S.-P. Bestion (© Yanis Hamnane)


On peut être à la fois décalé et inspiré, comme le démontrent ces Vêpres données à 10 heures au Collège des Bernardins en ouverture du Festival des heures. Rappelons cependant le sous-titre de ce chef-d’œuvre (1915): Louange du soir et du matin; on n’a dérogé à la règle que de moitié...


Précédé d’une brève (et brillante) conférence de notre confrère Didier van Moere, l’ensemble a capella La Tempête a choisi de réagencer les quinze chants que comporte l’œuvre afin d’homogénéiser la liturgie (sacrée) et le concert (profane). Il faut donc jongler rapidement avec les pages du programme afin de suivre le texte correspondant, et apprécier ainsi les différentes mises en espace.


Cette alternance de prières, tropes et litanies prédispose il est vrai à l’investissement des lieux en conformité avec l’écriture chorale: jeu de questions/réponses entre petit et grand chœur, effets dramatiques opposant masse et solo, pupitre de basses sollicité dans l’extrême grave, tel le si bémol de «Maintenant laisse ton serviteur aller en paix» du cinquième chant, que Rachmaninov souhaitait pour ses funérailles (cf. l’excellent Rachmaninov de Jacques-Emmanuel Fousnaquer au Seuil).

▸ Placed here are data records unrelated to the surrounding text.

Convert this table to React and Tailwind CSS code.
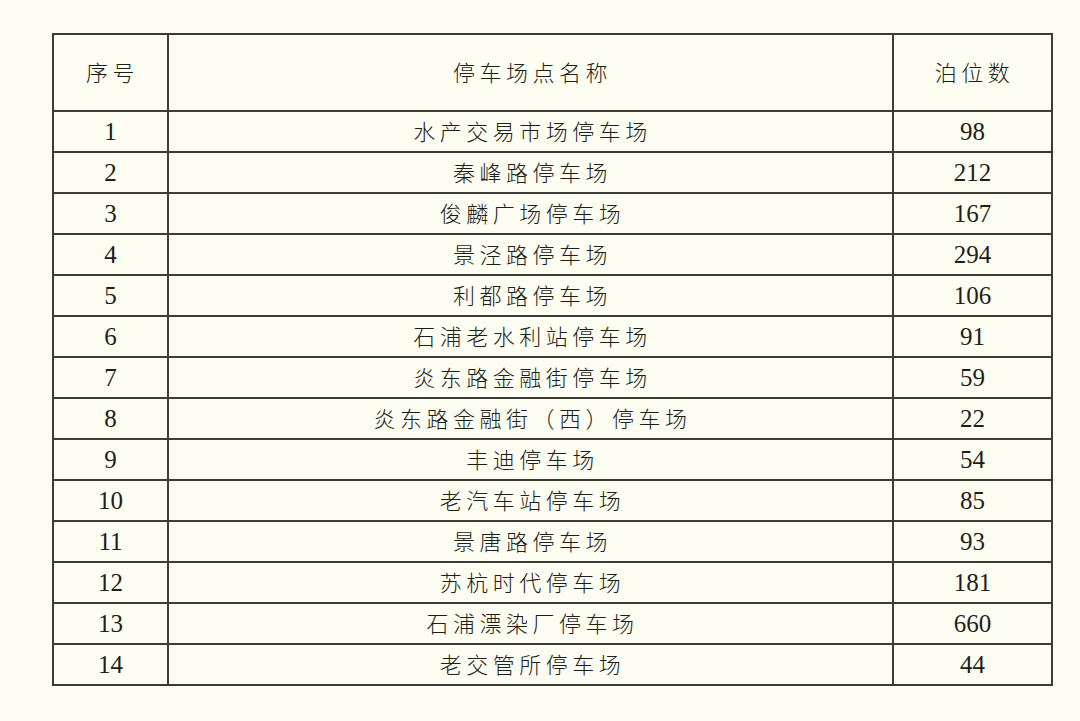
import React from "react";

const rows = [
  ["1", "水产交易市场停车场", "98"],
  ["2", "秦峰路停车场", "212"],
  ["3", "俊麟广场停车场", "167"],
  ["4", "景泾路停车场", "294"],
  ["5", "利都路停车场", "106"],
  ["6", "石浦老水利站停车场", "91"],
  ["7", "炎东路金融街停车场", "59"],
  ["8", "炎东路金融街（西）停车场", "22"],
  ["9", "丰迪停车场", "54"],
  ["10", "老汽车站停车场", "85"],
  ["11", "景唐路停车场", "93"],
  ["12", "苏杭时代停车场", "181"],
  ["13", "石浦漂染厂停车场", "660"],
  ["14", "老交管所停车场", "44"],
];

const cjk = "font-['Noto_Sans_CJK_SC',sans-serif] font-light text-[22px] tracking-[4.5px] pl-[4px] pb-[4px] leading-none";
const num = "font-['Liberation_Serif','Times_New_Roman',serif] text-[25px] leading-none";
const cell = "border-2 border-[#3c3c34] text-center";

export default function App() {
  return (
    <div className="w-[1080px] h-[721px] bg-[#fdfdf1] pt-[33px] pl-[52px] text-[#1e1e1a]">
      <table className="border-collapse w-[999px] table-fixed">
        <colgroup>
          <col className="w-[115px]" />
          <col className="w-[725px]" />
          <col className="w-[159px]" />
        </colgroup>
        <thead>
          <tr className="h-[77px]">
            <th className={`${cell} ${cjk}`}>序号</th>
            <th className={`${cell} ${cjk}`}>停车场点名称</th>
            <th className={`${cell} ${cjk}`}>泊位数</th>
          </tr>
        </thead>
        <tbody>
          {rows.map(([n, name, count]) => (
            <tr key={n} className="h-[41px]">
              <td className={`${cell} ${num}`}>{n}</td>
              <td className={`${cell} ${cjk}`}>{name}</td>
              <td className={`${cell} ${num}`}>{count}</td>
            </tr>
          ))}
        </tbody>
      </table>
    </div>
  );
}
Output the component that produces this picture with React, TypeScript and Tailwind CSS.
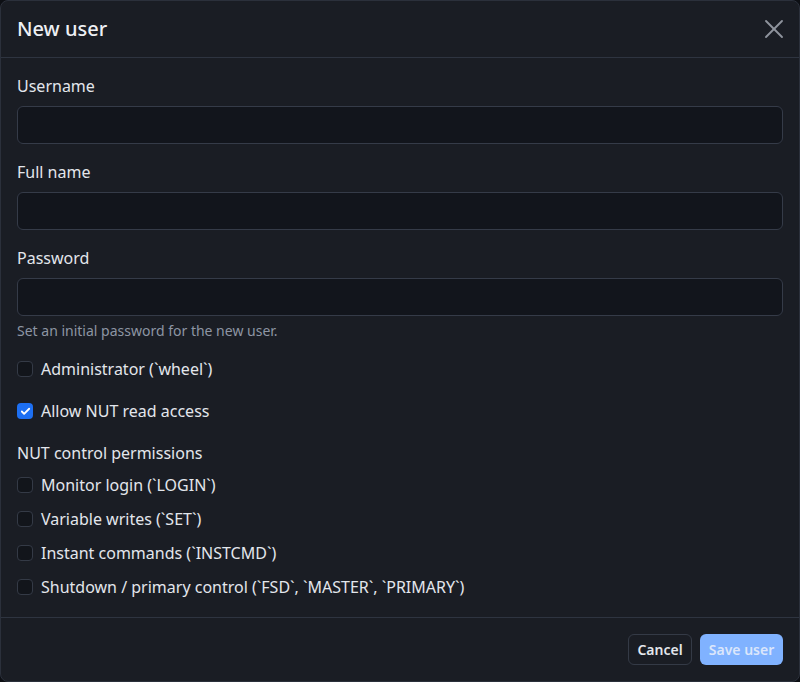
import React from 'react';
import { X, Check } from 'lucide-react';

interface CheckRowProps {
  label: string;
  checked?: boolean;
  className?: string;
}

const CheckRow: React.FC<CheckRowProps> = ({ label, checked, className }) => (
  <label className={`flex items-center gap-2 h-6 ${className ?? ''}`}>
    {checked ? (
      <span className="w-4 h-4 rounded-[4px] bg-[#1d6ff2] flex items-center justify-center">
        <Check size={11} strokeWidth={4} className="text-white" />
      </span>
    ) : (
      <span className="w-4 h-4 rounded-[4px] border border-[#343a46] bg-[#12151b]" />
    )}
    <span className="text-[16px] text-[#e3e6ec]">{label}</span>
  </label>
);

const Field: React.FC<{ label: string; className?: string }> = ({ label, className }) => (
  <div className={className}>
    <div className="text-[16px] leading-6 text-[#e3e6ec]">{label}</div>
    <input
      type="text"
      className="mt-2 block w-full h-[38px] rounded-md border border-[#353b48] bg-[#12151c] px-3 text-[#e3e6ec] outline-none"
    />
  </div>
);

export default function App() {
  return (
    <div className="w-[800px] h-[682px] bg-[#0d0f14]" style={{ fontFamily: '"Noto Sans", "Open Sans", sans-serif' }}>
      <div className="w-full h-full flex flex-col rounded-lg border border-[#2b303b] bg-[#1a1d24] overflow-hidden">
        <div className="h-[57px] shrink-0 flex items-center justify-between px-4 border-b border-[#2e3440]">
          <h1 className="text-[20px] font-medium text-[#eef0f4]">New user</h1>
          <X size={32} strokeWidth={1.4} className="text-[#8f949d] mr-[-7px]" />
        </div>
        <div className="flex-1 px-4 pt-[16px]">
          <Field label="Username" />
          <Field label="Full name" className="mt-4" />
          <Field label="Password" className="mt-4" />
          <div className="mt-[5px] text-[14px] leading-5 text-[#8d95a3]">Set an initial password for the new user.</div>
          <CheckRow label="Administrator (`wheel`)" className="mt-[16px]" />
          <CheckRow label="Allow NUT read access" checked className="mt-[18px]" />
          <div className="mt-[18px] text-[16px] leading-6 text-[#e3e6ec]">NUT control permissions</div>
          <div className="mt-2 flex flex-col gap-[10px]">
            <CheckRow label="Monitor login (`LOGIN`)" />
            <CheckRow label="Variable writes (`SET`)" />
            <CheckRow label="Instant commands (`INSTCMD`)" />
            <CheckRow label="Shutdown / primary control (`FSD`, `MASTER`, `PRIMARY`)" />
          </div>
        </div>
        <div className="h-[64px] shrink-0 flex items-center justify-end gap-2 px-4 border-t border-[#2e3440]">
          <button className="h-[31px] w-[64px] rounded-md border border-[#343a46] text-[14px] font-semibold text-[#e3e6ec]">
            Cancel
          </button>
          <button className="h-[31px] w-[83px] rounded-md bg-[#80b2ff] text-[14px] font-semibold text-[#dbe6fb]">
            Save user
          </button>
        </div>
      </div>
    </div>
  );
}
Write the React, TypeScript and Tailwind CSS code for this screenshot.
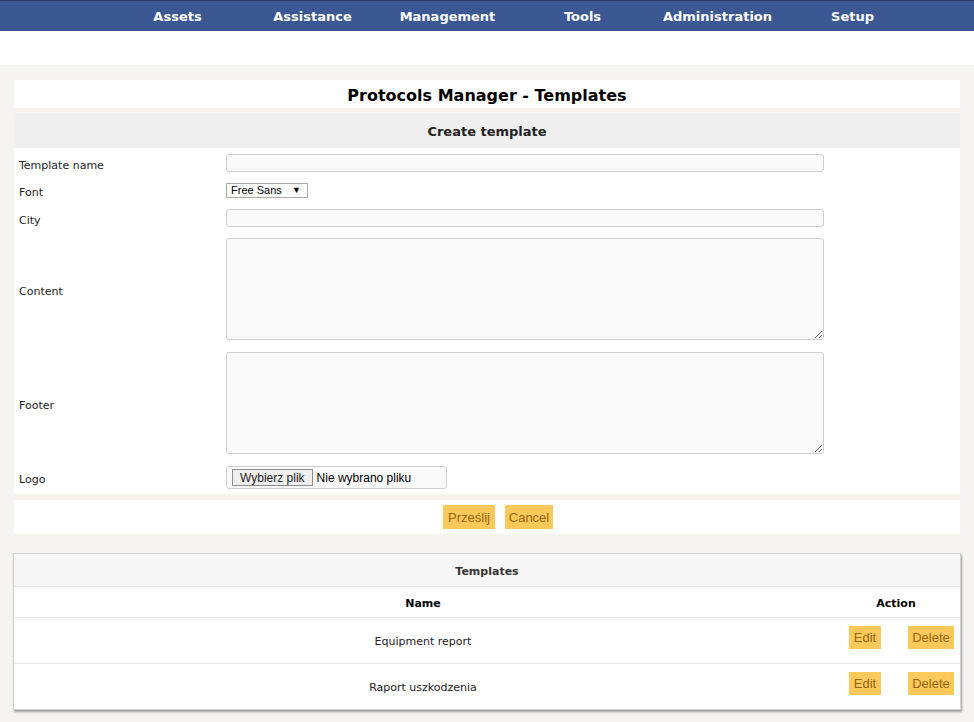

Parmi les moments de grâce, épinglons «Lumière joyeuse», où les basses martèlent sotto voce un rythme obstiné qu’enlumine le contrechant des sopranos, quand «Les Six Psaumes» voient les membres du chœur ventilés autour du public. Lorsque des accents archaïsants se font sentir («Tu t’es relevé du tombeau»), la disposition en cercle évoque un colloque secret ou quelque répons de ténèbres avant l’exubérance de «O Reine victorieuse».


Equipé de son indispensable diapason, Simon-Pierre Bestion sait insuffler le tactus propre à chaque chant, l’expression directe de son ressenti intérieur. Il sait aussi s’effacer devant le sublime Ave Maria que constitue «Réjouis-toi, Vierge», également offert en bis: tranchant sur le rapport frontal scène/public, chaque chanteur, qui accroupi, qui allongé, qui la tête penchée sur celle de son voisin, semblait se réciter cette prière in petto avant d’encercler l’heureuse élue («... car tu as enfanté le Sauveur de nos âmes») comme le ferait une crèche vivante.